With a tour that encompasses Nottingham Playhouse (which is co-producing Tag with Sadler’s Wells) and theatres in Malvern, Manchester, Ipswich, London and Leicester, it’s clear that Tag is targeting a mainstream theatregoing audience.

“Of course I would like the existing theatre audience to check out what I do,” Jonzi says. “But I would actually like to get a lot more people into the theatre. And if you saw Breakin’ Convention last year at Sadler’s Wells, that’s what we did.

“I’m not interested in changing what I do for the existing audience; I would rather take the exciting, vibrant and kinetic culture that is hip-hop and bring that to the theatre.”

Tag has its premiere at Nottingham Playhouse (0115-941 9419) on Jan 31 and runs until Feb 4, then tours to Malvern Theatres (Feb 11); Contact, Manchester (Feb 17-18); New Wolsey, Ipswich (Feb 24-25); Peacock Theatre, London WC2 (March 2-4); and Peepul Centre, Leicester (March 18)

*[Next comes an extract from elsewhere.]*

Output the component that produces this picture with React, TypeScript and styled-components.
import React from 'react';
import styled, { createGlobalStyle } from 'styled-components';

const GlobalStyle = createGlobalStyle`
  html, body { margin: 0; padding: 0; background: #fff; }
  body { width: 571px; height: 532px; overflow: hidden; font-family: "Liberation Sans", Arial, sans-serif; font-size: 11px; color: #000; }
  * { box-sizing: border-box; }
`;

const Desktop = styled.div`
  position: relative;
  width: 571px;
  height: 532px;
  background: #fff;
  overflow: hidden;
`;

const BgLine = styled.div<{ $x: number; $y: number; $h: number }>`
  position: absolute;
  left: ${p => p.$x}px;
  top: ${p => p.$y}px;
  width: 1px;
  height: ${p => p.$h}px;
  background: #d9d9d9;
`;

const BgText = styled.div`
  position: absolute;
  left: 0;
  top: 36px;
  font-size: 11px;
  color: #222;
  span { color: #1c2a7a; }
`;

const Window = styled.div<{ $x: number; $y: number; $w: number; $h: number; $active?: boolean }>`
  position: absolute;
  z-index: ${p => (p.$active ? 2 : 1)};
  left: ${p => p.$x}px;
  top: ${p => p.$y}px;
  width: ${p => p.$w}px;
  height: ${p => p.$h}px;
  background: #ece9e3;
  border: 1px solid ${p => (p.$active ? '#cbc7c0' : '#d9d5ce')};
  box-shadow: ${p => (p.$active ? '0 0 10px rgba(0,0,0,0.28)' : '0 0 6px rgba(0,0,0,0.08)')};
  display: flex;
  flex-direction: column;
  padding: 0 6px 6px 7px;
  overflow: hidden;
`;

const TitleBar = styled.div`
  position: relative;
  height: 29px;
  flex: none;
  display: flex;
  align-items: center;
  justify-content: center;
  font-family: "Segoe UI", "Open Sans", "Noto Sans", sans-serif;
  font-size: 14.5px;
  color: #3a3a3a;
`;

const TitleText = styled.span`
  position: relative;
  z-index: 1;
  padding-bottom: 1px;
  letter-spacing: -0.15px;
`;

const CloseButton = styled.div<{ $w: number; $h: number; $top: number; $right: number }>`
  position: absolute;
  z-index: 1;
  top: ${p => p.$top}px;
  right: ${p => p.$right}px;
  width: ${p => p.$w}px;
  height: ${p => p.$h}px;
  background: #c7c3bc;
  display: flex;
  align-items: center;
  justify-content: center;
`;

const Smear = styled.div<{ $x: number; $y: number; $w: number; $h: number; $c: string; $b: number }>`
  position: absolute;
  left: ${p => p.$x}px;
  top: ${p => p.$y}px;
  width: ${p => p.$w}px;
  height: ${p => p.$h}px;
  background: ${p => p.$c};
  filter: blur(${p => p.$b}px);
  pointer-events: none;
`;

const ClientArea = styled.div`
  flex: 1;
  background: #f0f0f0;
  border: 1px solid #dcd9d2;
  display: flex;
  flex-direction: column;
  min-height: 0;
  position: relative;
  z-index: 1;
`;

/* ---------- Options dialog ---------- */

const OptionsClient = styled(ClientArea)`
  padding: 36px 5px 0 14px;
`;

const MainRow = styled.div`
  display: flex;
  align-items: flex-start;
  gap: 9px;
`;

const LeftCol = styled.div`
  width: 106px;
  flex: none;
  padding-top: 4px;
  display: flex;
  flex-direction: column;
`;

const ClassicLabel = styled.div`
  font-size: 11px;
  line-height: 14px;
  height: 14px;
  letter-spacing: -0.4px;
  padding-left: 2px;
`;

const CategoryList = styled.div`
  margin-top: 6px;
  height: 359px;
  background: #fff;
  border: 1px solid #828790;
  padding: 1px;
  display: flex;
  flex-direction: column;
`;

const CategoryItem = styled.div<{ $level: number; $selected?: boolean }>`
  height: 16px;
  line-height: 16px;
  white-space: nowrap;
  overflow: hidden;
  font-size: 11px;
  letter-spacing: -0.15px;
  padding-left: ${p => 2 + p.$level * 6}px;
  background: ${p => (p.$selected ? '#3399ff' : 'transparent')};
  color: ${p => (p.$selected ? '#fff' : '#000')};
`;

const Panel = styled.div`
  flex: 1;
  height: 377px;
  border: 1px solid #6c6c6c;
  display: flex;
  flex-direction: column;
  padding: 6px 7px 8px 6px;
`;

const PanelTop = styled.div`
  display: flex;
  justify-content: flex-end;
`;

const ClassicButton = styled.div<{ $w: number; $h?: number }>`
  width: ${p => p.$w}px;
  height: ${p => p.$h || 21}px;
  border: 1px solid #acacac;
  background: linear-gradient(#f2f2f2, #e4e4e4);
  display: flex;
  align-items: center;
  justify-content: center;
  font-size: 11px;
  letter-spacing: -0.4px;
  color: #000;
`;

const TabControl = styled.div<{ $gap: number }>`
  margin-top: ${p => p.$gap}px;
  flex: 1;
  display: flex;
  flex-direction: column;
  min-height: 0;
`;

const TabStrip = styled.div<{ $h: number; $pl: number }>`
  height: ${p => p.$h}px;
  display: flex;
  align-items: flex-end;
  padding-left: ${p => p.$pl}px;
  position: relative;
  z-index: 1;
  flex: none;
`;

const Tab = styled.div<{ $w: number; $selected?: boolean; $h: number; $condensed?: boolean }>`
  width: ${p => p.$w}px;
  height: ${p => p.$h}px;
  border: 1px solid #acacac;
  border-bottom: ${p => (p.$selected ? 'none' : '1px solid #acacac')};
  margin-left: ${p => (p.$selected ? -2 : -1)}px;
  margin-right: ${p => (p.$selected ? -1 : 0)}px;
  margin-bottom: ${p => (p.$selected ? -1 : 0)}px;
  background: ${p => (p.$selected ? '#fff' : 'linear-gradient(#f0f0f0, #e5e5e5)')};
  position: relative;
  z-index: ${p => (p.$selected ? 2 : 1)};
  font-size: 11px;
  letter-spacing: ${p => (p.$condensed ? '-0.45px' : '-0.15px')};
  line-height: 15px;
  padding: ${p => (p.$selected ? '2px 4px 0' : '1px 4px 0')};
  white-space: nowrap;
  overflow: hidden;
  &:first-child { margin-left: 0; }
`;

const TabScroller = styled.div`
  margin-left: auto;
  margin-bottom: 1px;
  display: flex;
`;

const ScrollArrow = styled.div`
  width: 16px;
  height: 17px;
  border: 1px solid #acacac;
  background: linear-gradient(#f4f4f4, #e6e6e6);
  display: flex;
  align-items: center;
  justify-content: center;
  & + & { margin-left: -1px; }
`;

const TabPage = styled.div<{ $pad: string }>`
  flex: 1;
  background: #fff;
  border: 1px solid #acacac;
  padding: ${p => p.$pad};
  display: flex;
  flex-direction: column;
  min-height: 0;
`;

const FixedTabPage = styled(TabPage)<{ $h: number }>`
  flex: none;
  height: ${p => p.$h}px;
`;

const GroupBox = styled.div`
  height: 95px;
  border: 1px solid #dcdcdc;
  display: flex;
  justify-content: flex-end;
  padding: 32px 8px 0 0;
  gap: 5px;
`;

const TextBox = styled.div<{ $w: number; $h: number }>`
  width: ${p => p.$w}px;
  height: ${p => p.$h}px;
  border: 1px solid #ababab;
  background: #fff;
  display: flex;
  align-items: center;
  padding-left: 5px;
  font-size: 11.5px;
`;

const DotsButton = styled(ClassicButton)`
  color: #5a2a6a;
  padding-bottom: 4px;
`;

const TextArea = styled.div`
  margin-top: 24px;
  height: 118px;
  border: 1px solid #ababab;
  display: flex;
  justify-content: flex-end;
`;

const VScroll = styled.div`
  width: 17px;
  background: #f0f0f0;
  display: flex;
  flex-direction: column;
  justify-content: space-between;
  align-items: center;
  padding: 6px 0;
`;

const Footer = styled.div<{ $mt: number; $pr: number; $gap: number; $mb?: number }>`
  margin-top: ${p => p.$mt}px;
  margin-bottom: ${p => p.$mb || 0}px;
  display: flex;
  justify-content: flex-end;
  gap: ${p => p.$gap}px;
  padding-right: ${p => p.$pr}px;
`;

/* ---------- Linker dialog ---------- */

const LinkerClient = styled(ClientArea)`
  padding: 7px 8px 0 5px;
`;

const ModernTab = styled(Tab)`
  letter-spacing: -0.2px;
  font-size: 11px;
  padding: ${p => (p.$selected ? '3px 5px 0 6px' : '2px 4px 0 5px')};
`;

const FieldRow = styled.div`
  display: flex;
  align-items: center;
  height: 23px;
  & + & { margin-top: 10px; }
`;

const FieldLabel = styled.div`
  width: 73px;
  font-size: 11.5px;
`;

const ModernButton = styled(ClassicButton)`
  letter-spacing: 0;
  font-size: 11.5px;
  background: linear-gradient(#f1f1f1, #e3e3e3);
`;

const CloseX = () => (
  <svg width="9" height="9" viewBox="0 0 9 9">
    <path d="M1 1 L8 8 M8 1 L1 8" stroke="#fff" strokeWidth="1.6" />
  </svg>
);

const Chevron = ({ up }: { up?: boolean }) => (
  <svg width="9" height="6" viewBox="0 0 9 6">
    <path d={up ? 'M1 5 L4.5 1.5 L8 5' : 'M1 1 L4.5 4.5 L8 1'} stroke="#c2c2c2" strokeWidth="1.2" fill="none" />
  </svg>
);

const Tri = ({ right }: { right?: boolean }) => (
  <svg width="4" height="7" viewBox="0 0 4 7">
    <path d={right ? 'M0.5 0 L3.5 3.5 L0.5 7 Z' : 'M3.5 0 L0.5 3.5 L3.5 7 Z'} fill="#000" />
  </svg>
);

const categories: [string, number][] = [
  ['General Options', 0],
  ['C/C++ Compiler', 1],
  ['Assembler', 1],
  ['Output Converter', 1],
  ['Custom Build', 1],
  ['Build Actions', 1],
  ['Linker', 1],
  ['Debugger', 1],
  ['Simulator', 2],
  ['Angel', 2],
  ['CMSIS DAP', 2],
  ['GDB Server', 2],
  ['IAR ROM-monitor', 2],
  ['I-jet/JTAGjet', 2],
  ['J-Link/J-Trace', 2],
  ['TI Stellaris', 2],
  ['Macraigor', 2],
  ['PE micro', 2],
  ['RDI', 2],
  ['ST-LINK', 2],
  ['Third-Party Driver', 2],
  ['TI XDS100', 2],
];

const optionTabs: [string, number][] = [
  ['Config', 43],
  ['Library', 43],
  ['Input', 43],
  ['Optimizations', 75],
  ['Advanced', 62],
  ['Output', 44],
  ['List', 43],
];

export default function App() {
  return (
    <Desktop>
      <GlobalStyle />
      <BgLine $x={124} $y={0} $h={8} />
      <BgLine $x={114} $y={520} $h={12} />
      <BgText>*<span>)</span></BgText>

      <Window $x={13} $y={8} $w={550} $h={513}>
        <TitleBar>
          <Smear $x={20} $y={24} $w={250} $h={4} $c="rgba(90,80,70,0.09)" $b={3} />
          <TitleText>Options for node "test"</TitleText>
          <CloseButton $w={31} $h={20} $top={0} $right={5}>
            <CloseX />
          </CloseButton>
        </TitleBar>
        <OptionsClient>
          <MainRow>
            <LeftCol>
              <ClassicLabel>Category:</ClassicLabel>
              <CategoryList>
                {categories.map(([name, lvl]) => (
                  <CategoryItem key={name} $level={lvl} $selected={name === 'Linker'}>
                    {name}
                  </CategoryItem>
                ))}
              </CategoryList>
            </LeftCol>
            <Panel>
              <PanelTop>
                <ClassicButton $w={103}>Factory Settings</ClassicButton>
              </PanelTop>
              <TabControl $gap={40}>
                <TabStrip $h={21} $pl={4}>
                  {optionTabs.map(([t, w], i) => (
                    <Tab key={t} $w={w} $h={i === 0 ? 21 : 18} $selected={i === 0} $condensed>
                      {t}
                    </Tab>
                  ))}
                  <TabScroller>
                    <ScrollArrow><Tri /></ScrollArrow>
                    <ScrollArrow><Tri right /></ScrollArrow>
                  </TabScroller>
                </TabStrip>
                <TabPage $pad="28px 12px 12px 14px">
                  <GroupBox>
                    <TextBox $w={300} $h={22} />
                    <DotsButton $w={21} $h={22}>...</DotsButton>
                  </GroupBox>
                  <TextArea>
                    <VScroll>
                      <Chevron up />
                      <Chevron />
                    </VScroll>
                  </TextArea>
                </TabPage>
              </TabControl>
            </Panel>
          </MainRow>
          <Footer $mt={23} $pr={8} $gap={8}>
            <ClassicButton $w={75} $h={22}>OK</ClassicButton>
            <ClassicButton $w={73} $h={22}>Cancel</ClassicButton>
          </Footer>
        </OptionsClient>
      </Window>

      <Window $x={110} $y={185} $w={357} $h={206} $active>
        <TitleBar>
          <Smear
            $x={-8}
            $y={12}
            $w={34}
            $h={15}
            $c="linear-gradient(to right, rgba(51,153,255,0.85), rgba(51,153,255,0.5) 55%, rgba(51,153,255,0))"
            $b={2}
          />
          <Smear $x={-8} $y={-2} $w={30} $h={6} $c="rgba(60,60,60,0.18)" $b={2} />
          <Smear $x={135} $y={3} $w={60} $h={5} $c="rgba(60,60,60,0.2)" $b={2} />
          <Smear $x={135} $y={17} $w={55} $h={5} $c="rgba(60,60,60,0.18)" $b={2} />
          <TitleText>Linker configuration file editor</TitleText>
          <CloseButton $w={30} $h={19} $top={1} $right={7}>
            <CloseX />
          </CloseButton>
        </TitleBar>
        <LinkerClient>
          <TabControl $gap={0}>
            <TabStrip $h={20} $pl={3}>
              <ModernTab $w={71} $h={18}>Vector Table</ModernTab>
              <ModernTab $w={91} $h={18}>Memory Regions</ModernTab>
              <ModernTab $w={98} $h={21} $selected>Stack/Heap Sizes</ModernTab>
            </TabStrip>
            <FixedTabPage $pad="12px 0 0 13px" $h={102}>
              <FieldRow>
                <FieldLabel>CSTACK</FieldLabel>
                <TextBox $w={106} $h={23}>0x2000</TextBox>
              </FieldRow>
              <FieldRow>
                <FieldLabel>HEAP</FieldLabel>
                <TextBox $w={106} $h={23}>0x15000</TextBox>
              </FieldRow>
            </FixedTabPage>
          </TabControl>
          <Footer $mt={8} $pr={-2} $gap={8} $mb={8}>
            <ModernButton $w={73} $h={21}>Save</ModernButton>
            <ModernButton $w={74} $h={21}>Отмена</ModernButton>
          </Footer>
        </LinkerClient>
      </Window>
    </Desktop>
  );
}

Get on down — dancefloor moves for the supple

BREAKDANCING

Also known as b-boying, breakdancing originated in New York in the 1970s with influences as diverse as ballroom dancing and Shaolin kung fu and became famous in the film Flashdance in 1983. Breakdancers spin on the axis of a part of their body as well as doing combinations of hops, flips and kicks, among others.

BODYPOPPING

Impress your friends with snake-like contortions: bodypoppers move their joints in sequence along the arms, torso and legs so that a wave appears to travel across the body.

LOCKING

This funk dance was a product of Don Campbell’s inability to dance the funky chicken in the early 1970s; he became known for “locking” his arms with every move, inspiring people to urge him to “do the lock, Campbell”. He created some more moves and patterns, and hence Campbellocking, or locking, was born.

UPROCKING

Got someone you’d really like to smack? Dance with them: uprocking is a dance fight in which the dancers move as though in a kung-fu battle but with more rhythm and continuous movement.

WINDMILLS

Rolling from shoulder to shoulder, the dancer waves his legs in the air continuously to form circles, much like a windmill might, if it had legs.